None had adequate standards for the batterer intervention programs and every one approved or renewed programs that did not fully comply with state law. With poor oversight, some providers did not properly supervise offenders or report things like absences to judges and probation officers as required. Auditors also faulted the probation departments for inadequately screening offenders for things like mental health or substance abuse problems that might keep them from completing a program, and for failing to complete annual required on-site reviews of the programs.

Those “inconsistent and ineffective practices … have plagued the batterer intervention system for at least three decades, creating a critical need for statewide guidance and oversight,” Tilden said.

Four studies since 1990 including two prior state audits have reached the same general conclusions, auditors said, showing that probation departments and the courts “have known for years of the significant shortcomings in their oversight of programs and offenders.”

The auditors recommended that lawmakers have the state Department of Justice oversee the program statewide. It could track domestic violence data, create standards for the programs and oversee providers, and make sure offenders are adequately supervised, they said.

States including Kansas, Massachusetts, Texas and Washington each have a central agency overseeing their program providers, auditors said.

Chief Probation Officers of California sought more flexibility in tailoring their approach several years ago, but lawmakers created test programs that give six counties — Napa, San Luis Obispo, Santa Barbara, Santa Clara, Santa Cruz and Yolo — more ability to customize their batterer intervention systems to the needs of both victims and offenders. The test programs started in 2019 and are set to end next year as a way to discover what works best.

Karen Pank, the probation group’s executive director, agreed that the “current law often fails the survivors of domestic violence and that we need change.”

However, she said, “safety is not about an arbitrary number of violations. Instead, the focus must be on implementing evidence-based, individualized programming that specifically addresses an offender’s risks.

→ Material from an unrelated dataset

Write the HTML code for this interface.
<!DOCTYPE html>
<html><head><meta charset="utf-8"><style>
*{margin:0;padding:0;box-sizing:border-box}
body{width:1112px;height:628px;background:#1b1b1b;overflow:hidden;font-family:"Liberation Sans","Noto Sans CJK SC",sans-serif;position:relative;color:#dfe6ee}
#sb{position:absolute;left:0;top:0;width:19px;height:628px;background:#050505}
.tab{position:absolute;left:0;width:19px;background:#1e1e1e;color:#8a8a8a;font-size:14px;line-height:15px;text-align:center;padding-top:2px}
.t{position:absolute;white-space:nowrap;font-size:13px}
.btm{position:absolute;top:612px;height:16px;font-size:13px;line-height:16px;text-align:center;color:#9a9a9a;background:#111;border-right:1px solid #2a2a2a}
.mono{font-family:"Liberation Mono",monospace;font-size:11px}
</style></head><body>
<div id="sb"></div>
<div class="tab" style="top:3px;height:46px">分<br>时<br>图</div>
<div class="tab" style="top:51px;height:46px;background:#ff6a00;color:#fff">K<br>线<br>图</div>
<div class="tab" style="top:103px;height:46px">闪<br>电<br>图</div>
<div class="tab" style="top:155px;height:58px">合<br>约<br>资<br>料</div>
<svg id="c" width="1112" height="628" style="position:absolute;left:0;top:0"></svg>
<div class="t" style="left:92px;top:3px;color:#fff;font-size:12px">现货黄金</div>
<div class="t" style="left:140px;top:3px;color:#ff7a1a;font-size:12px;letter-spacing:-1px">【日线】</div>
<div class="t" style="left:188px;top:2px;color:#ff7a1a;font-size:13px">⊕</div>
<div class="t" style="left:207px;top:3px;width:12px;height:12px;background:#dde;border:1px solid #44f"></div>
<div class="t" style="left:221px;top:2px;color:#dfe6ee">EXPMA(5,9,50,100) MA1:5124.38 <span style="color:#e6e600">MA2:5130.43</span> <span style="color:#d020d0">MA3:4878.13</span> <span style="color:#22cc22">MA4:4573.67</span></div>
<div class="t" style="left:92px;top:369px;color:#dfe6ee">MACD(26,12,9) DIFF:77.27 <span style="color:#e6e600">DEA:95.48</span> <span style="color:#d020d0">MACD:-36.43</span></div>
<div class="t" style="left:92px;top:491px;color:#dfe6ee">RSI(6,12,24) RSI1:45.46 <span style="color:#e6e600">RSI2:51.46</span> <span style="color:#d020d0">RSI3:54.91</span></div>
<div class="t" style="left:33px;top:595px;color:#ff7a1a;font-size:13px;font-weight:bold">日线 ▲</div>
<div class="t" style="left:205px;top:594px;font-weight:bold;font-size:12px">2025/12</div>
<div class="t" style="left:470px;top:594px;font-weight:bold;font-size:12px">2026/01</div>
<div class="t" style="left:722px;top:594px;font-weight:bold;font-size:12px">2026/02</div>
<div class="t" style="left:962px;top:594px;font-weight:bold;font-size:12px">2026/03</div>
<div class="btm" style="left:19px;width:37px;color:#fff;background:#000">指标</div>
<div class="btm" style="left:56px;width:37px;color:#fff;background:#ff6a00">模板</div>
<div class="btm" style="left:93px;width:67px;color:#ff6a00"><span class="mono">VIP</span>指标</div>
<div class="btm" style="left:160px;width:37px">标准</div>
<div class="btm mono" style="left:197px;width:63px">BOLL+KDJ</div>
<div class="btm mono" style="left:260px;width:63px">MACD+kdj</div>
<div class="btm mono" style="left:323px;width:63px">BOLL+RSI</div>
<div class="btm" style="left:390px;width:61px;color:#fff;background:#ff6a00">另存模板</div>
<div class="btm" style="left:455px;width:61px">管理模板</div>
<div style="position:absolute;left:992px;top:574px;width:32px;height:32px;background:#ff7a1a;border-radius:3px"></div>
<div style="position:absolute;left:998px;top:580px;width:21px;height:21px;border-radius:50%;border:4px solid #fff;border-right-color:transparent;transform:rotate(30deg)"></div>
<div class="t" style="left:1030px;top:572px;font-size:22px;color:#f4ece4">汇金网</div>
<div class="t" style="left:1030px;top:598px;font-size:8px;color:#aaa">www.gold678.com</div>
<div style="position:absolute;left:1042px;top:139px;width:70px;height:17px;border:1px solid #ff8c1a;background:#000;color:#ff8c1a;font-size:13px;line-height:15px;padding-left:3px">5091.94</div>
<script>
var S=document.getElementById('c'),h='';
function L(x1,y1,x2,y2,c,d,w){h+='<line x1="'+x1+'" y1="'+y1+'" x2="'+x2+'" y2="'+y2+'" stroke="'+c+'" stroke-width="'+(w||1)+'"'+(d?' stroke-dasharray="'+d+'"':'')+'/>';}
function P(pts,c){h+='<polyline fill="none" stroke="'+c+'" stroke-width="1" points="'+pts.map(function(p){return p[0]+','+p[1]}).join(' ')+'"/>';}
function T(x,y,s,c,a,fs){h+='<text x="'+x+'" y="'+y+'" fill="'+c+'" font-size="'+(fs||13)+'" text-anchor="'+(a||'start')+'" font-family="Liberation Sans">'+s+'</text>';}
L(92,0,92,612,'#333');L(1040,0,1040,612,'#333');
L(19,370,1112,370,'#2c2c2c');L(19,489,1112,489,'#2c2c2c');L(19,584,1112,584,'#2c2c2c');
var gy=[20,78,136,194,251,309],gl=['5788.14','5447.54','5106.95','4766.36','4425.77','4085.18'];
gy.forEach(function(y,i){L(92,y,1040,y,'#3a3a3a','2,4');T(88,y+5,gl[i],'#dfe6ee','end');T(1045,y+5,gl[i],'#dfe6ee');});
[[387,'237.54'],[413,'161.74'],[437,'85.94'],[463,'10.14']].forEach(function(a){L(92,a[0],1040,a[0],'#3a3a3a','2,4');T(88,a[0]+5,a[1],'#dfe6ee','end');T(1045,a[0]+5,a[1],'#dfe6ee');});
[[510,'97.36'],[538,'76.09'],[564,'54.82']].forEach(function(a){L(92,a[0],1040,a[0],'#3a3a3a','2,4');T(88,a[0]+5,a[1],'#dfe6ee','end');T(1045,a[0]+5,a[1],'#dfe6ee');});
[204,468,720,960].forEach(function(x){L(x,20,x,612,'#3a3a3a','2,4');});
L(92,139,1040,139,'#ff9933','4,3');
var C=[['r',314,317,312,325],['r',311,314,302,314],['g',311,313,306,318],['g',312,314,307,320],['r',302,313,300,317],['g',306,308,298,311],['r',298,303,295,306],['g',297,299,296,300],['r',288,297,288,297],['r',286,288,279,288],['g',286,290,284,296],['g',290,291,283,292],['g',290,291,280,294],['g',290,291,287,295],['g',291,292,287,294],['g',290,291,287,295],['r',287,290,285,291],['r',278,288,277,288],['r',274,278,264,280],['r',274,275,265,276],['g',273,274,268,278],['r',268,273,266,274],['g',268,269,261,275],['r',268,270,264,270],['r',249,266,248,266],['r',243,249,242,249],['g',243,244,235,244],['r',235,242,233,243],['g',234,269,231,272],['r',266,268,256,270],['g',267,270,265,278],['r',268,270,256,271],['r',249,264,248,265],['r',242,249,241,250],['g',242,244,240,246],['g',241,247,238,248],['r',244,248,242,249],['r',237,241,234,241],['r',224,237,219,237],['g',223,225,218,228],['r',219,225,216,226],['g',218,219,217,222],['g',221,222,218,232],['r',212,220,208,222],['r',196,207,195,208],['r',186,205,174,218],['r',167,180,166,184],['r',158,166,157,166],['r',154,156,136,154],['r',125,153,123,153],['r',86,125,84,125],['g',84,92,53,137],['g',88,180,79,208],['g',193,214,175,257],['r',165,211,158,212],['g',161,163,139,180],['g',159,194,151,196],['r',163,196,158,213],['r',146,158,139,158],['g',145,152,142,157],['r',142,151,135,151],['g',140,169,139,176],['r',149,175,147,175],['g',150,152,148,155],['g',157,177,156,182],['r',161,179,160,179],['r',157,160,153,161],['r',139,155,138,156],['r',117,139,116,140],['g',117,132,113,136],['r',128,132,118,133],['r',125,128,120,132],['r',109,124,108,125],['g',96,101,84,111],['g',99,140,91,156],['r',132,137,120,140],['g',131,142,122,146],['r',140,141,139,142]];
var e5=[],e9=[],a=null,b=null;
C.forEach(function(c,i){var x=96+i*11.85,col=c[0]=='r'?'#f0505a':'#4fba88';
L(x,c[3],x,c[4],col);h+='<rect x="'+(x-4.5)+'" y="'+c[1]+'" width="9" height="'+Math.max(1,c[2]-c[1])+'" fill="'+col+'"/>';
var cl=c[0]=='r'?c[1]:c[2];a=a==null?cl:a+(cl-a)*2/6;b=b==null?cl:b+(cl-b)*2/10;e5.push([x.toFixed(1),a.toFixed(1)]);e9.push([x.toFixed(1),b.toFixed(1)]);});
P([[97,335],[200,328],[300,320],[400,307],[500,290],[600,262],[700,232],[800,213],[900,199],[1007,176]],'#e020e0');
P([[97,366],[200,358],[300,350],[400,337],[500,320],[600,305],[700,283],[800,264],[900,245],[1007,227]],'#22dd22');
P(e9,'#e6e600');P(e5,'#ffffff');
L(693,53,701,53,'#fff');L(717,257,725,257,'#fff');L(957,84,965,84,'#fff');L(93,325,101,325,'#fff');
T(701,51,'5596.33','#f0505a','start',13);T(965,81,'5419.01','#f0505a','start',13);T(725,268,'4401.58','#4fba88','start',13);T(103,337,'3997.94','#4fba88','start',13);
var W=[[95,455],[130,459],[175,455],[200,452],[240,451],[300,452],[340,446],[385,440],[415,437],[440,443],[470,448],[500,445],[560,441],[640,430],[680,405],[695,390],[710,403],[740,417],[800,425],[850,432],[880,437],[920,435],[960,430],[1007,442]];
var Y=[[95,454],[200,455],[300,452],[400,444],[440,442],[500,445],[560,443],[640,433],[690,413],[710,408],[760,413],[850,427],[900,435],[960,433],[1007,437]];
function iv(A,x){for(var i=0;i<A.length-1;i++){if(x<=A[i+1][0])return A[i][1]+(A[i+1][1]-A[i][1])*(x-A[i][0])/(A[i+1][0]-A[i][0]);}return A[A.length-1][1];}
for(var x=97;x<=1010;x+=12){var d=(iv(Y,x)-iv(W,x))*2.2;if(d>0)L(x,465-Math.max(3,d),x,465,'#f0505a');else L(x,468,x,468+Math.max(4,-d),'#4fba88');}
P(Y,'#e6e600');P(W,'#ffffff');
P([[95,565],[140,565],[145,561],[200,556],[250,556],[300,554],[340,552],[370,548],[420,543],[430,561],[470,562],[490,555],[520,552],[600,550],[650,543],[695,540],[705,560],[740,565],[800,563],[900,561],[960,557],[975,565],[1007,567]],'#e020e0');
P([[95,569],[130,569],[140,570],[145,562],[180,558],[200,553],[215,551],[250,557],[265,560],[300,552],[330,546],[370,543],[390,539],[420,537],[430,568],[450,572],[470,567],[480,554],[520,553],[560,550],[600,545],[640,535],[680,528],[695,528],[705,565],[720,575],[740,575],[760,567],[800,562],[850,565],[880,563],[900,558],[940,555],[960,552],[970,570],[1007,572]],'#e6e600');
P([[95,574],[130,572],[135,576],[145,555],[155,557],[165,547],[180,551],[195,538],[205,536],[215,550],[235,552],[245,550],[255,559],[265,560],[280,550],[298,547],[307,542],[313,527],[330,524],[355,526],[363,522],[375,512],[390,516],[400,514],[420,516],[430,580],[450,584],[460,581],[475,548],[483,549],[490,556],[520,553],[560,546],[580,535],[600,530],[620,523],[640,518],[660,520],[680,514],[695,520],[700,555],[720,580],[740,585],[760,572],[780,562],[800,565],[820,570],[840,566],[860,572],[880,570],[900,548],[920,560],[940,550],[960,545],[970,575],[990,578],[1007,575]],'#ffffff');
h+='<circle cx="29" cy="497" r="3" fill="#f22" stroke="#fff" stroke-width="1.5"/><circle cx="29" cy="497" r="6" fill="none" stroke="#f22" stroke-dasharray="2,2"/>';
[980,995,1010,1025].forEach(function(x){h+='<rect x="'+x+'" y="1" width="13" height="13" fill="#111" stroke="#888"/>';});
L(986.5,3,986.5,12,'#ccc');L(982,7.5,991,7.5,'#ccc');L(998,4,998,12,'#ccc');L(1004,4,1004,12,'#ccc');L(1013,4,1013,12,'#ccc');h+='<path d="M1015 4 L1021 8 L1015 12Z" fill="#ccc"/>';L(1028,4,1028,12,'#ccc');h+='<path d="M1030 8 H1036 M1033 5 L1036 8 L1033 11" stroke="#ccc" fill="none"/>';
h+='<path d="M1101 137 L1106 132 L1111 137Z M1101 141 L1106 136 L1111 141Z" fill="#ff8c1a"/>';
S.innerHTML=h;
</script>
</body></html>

This is the best way to improve safety for survivors and communities.”

The California Judicial Council should train judges in overseeing the program, auditors said, noting that sanctions could include changes to probation requirements or a brief sentence to county jail.

In one Los Angeles County case, auditors said an offender violated batterer program requirements nearly 175 times by failing to attend classes or court hearings. But the judge sent him back to the program repeatedly with no punishment, and extended his probation to nearly five years so he could finally complete a program that state law requires be finished in 18 months.

The Judicial Council said it has a limited role in training and overseeing judges, who have discretion over how they handle offenders, and already provides a guide and training program for judges handling domestic violence cases.

Probation departments in the five counties generally agreed with auditors, though those in Los Angeles and Del Norte counties had some objections to the findings and conclusions.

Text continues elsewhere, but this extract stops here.